Sang penyair geram. Halaman luas merupakan ruang bebas tempat ia menghirup kopi sambil menikmati udara segar. Atmosfer yang mengundang inpirasi. Sengaja peraih The S.E.A Write Award itu membeli rumah berhalaman besar untuk memenuhi ruang batinnya.
Hari demi hari, bulan demi bulan, bahkan bilangan tahun terlewati. Hingga detik ini tempat pembuangan sampah berukuran besar itu masih tegak. Semua protes pihak keluarga terbang terbawa angin, walau pun bisa membuktikan surat kepemilikan rumah.
“Awalnya Bang Hamsad terkena muntaber, lalu merambat ke penyakit lain. Sejak itu ia mati aura,” cetus istrinya.
Ya, sang sastrawan kehilangan daya. Tak lagi menulis. Keluarga kemudian memboyongnya meninggalkan rumah yang dibangun dengan impian, dan dari tabungan menahun.
Pekan lalu, satu lagi isu penulis naik ke panggung berita. Tere Liye mengungkap bagaimana penulis membayar prosentase pajak lebih dari profesi kebanyakan. Belum mendapat uang sudah dipotong pajak, lalu setelah diterima dipangkas lagi.
“Royalti itu kan laba bersih.”
Lucunya pendapat itu muncul dari orang yang juga penulis. Saya dibuat heran tapi kalimatnya mungkin mewakili pandangan mereka yang bukan penulis.
Menyelesaikan satu novel, membutuhkan perjuangan, waktu, juga dana yang tidak sedikit. Seorang penulis ternama pernah bercerita, begitu memulai kalimat pertama, ia menolak belasan bahkan puluhan undangan sebagai pembicara selama 6 bulan ke depan.
Dengan komitmen itu ia telah mengorbankan potensi penghasilan. Belum lagi biaya riset, yang terkadang tidak bisa dihindari, dan mengharuskan penulis melakukan perjalanan, keluar kota bahkan mengunjungi negeri lain. Semua modal tentu dikorek dari saku sendiri.
Uniknya tak semua penulis kemudian mendapatkan rumah penerbit. Mereka yang diterbitkan, belum tentu menerima royalti yang cukup untuk mengembalikan ‘modal’ selama menulis. Pada kebanyakan penulis sulit sekali melalui angka tertentu, untuk mencapai BEP.
Satu lagi, selama ini ide dan pemikiran serta kreativitas seorang penulis hanya dihargai sepuluh persen. Sembilan puluh persen dari harga jual adalah terkait pada sosok buku, bukan ide.
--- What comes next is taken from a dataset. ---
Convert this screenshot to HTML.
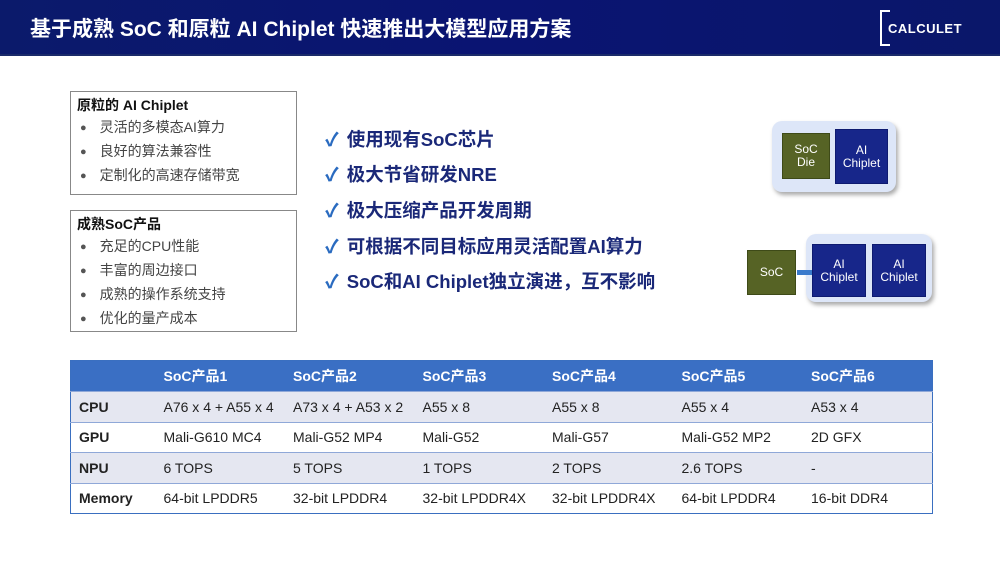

Alhamdulillah kini sudah ada semacam kesepahaman cara menghitung pajak penulis dan menjadikan royalti menjadi pajak yang dibayar di muka. Dengan itu penulis bisa menempatkan diri sama, perhitungan dan azas keadilannya dengan profesi lain. Beberapa hal masih terus diperjuangkan. Semoga ke depan apresiasi untuk para penulis di tanah air terus membaik.
Serba serbi persoalan penulis tidak berhenti di sini. Dengan serbuan buku bajakan di toko online, kini masyarakat tidak perlu pergi ke sentra buku bajakan yang jauh, tidak aman dan panas, untuk mendapatkan buku lebih murah walau rendah kualitas. Mereka bisa membeli, tanpa perlu meninggalkan kenyamanan rumah. Lebih miris lagi, bukan perseorangan yang menggelar buku bajakan tersebut, melainkan toko online besar juga menyediakannya.
Peradaban dunia dimulai dari menulis, konsep negara federal, sistem demokrasi, konsep ekonomi kapitalis atau sebaliknya, kemerdekaan, semua bermula dari sebuah tulisan. Bagaimana generasi masa depan mengenal sejarah pun tidak terlepas dari tangan penulis.
Lantas bagaimana nasib mereka di Tanah Air tercinta?
Demi para pembaca buku di pelosok negeri, sungguh saya berharap situasi akan membaik- dan ini bukan semata persoalan materi- hingga tidak sampai terjadi, penulis di Indonesia berbondong-bondong menyarungkan pena mereka, memutuskan beralih profesi saja.